Art became a second job for me, on weekends this is what I do, you have to really work at it — you’re always looking for improvements. I’ve learned how to pace myself, how to schedule my time.

Have you seen a major difference in your brushwork and what you like in your paintings compared to five years ago?

Definitely. Even five weeks ago, and five months ago, I see things — colors that don’t like. You notice your flaws, things that others may not notice or say anything about. When I look at my work I see where my flaws are, what I need to work in. It’s a continuing process.

Your colors are very bright, with kind of a surreal imagination of real life.

It’s fun to take a scene and add something that wasn’t there, a color that wasn’t there. I start with something that inspired me when I was first there and build on it. I always used color as a main driver in the work that I do. I was a news reporter — I covered a lot of nasty things in my life, it just seems to me that we have a lot of exposure to negative things and I think if we’re gonna live and move on and be better at who we are, we have to have some sense that we can be better, there has to be some optimism that we can do that.

Do you usually sit out in front of your subject painting, or do you take things you notice and you’re in your studio collaging those images?

I don’t do Plein Air. I need to have the imagination take over, I’ll take a photograph or a sketch [of the subject].  At home I’ll do about twenty sketches; I’ll keep sketching until I get the movement and the shapes where I want them.
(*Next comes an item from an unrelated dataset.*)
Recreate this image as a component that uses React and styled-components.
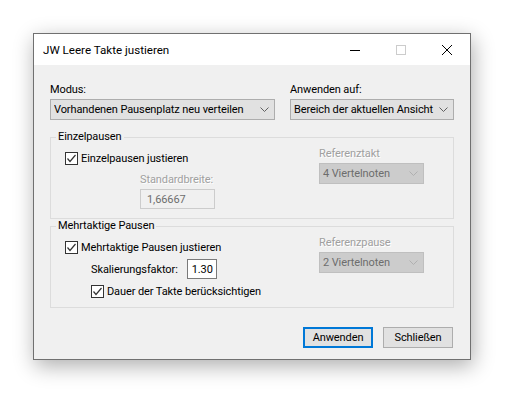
import styled, { createGlobalStyle } from "styled-components";

const GlobalStyle = createGlobalStyle`
  html, body {
    margin: 0;
    background: #ffffff;
  }
  body {
    font-family: Roboto, "Noto Sans", sans-serif;
    font-size: 11px;
    letter-spacing: -0.1px;
    color: #000;
  }
`;

const Page = styled.div`
  width: 524px;
  height: 399px;
  padding: 33px 0 0 33px;
  box-sizing: border-box;
  background: #fff;
`;

const Window = styled.div`
  width: 438px;
  box-sizing: border-box;
  border: 1px solid #707070;
  background: #f0f0f0;
  box-shadow: 2px 6px 20px rgba(0, 0, 0, 0.32);
`;

const TitleBar = styled.div`
  height: 31px;
  background: #fff;
  display: flex;
  align-items: center;
`;

const Title = styled.div`
  flex: 1;
  padding-left: 9px;
  font-size: 11.6px;
  letter-spacing: 0;
  line-height: 16px;
`;

const CaptionButton = styled.div`
  width: 46px;
  height: 31px;
  display: flex;
  align-items: center;
  justify-content: center;
`;

const Body = styled.div`
  padding: 18px 16px 11px 16px;
`;

const TopRow = styled.div`
  display: flex;
  gap: 15px;
`;

const Column = styled.div`
  display: flex;
  flex-direction: column;
  width: ${(p) => p.$w}px;
`;

const Label = styled.div`
  line-height: 14px;
  height: 14px;
  margin-bottom: 2px;
  white-space: nowrap;
  color: ${(p) => (p.$disabled ? "#a0a0a0" : "#000")};
  text-shadow: ${(p) => (p.$disabled ? "1px 1px 0 #fff" : "none")};
`;

const Combo = styled.div`
  height: 21px;
  box-sizing: border-box;
  border: 1px solid ${(p) => (p.$disabled ? "#bfbfbf" : "#adadad")};
  background: ${(p) => (p.$disabled ? "#cccccc" : "#e1e1e1")};
  color: ${(p) => (p.$disabled ? "#6d6d6d" : "#000")};
  display: flex;
  align-items: center;
  gap: 2px;
  padding: 0 5px 0 3px;
  white-space: nowrap;
  span {
    flex: 1;
    overflow: hidden;
  }
  svg {
    flex-shrink: 0;
  }
`;

const Group = styled.div`
  position: relative;
  height: 82px;
  box-sizing: border-box;
  border: 1px solid #dcdcdc;
  margin-top: ${(p) => p.$top}px;
  padding: 9px 29px 0 14px;
  display: flex;
  justify-content: space-between;
`;

const Legend = styled.div`
  position: absolute;
  top: -8px;
  left: 5px;
  padding: 0 2px;
  background: #f0f0f0;
  line-height: 14px;
`;

const LeftCol = styled.div`
  display: flex;
  flex-direction: column;
  padding-top: 5px;
`;

const CheckRow = styled.label`
  display: flex;
  align-items: center;
  gap: 3px;
  height: 13px;
  line-height: 13px;
  margin-left: ${(p) => p.$indent || 0}px;
  margin-top: ${(p) => p.$top || 0}px;
  white-space: nowrap;
`;

const Box = styled.span`
  width: 13px;
  height: 13px;
  box-sizing: border-box;
  border: 1px solid #333;
  background: #fff;
  display: flex;
  align-items: center;
  justify-content: center;
`;

const SubBlock = styled.div`
  margin-left: ${(p) => p.$indent}px;
  margin-top: ${(p) => p.$top}px;
  display: flex;
  flex-direction: ${(p) => (p.$row ? "row" : "column")};
  align-items: ${(p) => (p.$row ? "center" : "stretch")};
  gap: ${(p) => (p.$row ? "9px" : "0")};
`;

const Field = styled.div`
  width: ${(p) => p.$w}px;
  height: 20px;
  box-sizing: border-box;
  border: 1px solid ${(p) => (p.$disabled ? "#cccccc" : "#7a7a7a")};
  background: ${(p) => (p.$disabled ? "#f0f0f0" : "#fff")};
  color: ${(p) => (p.$disabled ? "#6d6d6d" : "#000")};
  display: flex;
  align-items: center;
  justify-content: ${(p) => (p.$right ? "flex-end" : "flex-start")};
  padding: 0 3px 0 6px;
`;

const Footer = styled.div`
  display: flex;
  justify-content: flex-end;
  gap: 10px;
  margin-top: 19px;
  padding-right: 1px;
`;

const Button = styled.div`
  width: 70px;
  height: 21px;
  box-sizing: border-box;
  border: ${(p) => (p.$default ? "2px solid #0078d7" : "1px solid #adadad")};
  background: #e1e1e1;
  display: flex;
  align-items: center;
  justify-content: center;
`;

const Chevron = ({ color }) => (
  <svg width="9" height="5" viewBox="0 0 9 5">
    <path d="M0.5 0.5 L4.5 4.5 L8.5 0.5" fill="none" stroke={color} strokeWidth="1" />
  </svg>
);

const Check = () => (
  <Box>
    <svg width="11" height="11" viewBox="0 0 11 11">
      <path d="M1.5 5.5 L4 8.5 L9.5 2" fill="none" stroke="#333" strokeWidth="1.2" />
    </svg>
  </Box>
);

function CheckItem({ children, indent, top }) {
  return (
    <CheckRow $indent={indent} $top={top}>
      <Check />
      {children}
    </CheckRow>
  );
}

export default function App() {
  return (
    <Page>
      <GlobalStyle />
      <Window>
        <TitleBar>
          <Title>JW Leere Takte justieren</Title>
          <CaptionButton>
            <svg width="10" height="10" viewBox="0 0 10 10">
              <path d="M0 5.5 H10" stroke="#000" strokeWidth="1" />
            </svg>
          </CaptionButton>
          <CaptionButton>
            <svg width="10" height="10" viewBox="0 0 10 10">
              <rect x="0.5" y="0.5" width="9" height="9" fill="none" stroke="#cccccc" />
            </svg>
          </CaptionButton>
          <CaptionButton>
            <svg width="10" height="10" viewBox="0 0 10 10">
              <path d="M0 0 L10 10 M10 0 L0 10" stroke="#000" strokeWidth="1" />
            </svg>
          </CaptionButton>
        </TitleBar>
        <Body>
          <TopRow>
            <Column $w={225}>
              <Label>Modus:</Label>
              <Combo>
                <span>Vorhandenen Pausenplatz neu verteilen</span>
                <Chevron color="#606060" />
              </Combo>
            </Column>
            <Column $w={164}>
              <Label>Anwenden auf:</Label>
              <Combo>
                <span>Bereich der aktuellen Ansicht</span>
                <Chevron color="#606060" />
              </Combo>
            </Column>
          </TopRow>

          <Group $top={17}>
            <Legend>Einzelpausen</Legend>
            <LeftCol>
              <CheckItem>Einzelpausen justieren</CheckItem>
              <SubBlock $indent={75} $top={8}>
                <Label $disabled>Standardbreite:</Label>
                <Field $w={75} $disabled>
                  1,66667
                </Field>
              </SubBlock>
            </LeftCol>
            <Column $w={105}>
              <Label $disabled>Referenztakt</Label>
              <Combo $disabled>
                <span>4 Viertelnoten</span>
                <Chevron color="#b0b0b0" />
              </Combo>
            </Column>
          </Group>

          <Group $top={7}>
            <Legend>Mehrtaktige Pausen</Legend>
            <LeftCol>
              <CheckItem>Mehrtaktige Pausen justieren</CheckItem>
              <SubBlock $indent={26} $top={5} $row>
                <span>Skalierungsfaktor:</span>
                <Field $w={30} $right>
                  1.30
                </Field>
              </SubBlock>
              <CheckItem indent={26} top={6}>
                Dauer der Takte berücksichtigen
              </CheckItem>
            </LeftCol>
            <Column $w={105}>
              <Label $disabled>Referenzpause</Label>
              <Combo $disabled>
                <span>2 Viertelnoten</span>
                <Chevron color="#b0b0b0" />
              </Combo>
            </Column>
          </Group>

          <Footer>
            <Button $default>Anwenden</Button>
            <Button>Schließen</Button>
          </Footer>
        </Body>
      </Window>
    </Page>
  );
}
Are there certain cities in California that tends to draw your attention for your cityscapes?

San Francisco. It’s not so much the buildings but the people there, the movement and colors — the assault on your senses. Beach stuff I like, this last show I had, I did pieces all along the Sacramento River.

What’s your ideal Saturday?

Mainly I do a lot of work in the garden, landscaping. I like to hang out with friends, I always try to get out have a good time. The only time I get some real relaxation is Saturday night, but I try to paint also. It’s that time of the year where it’s nicer to be outside.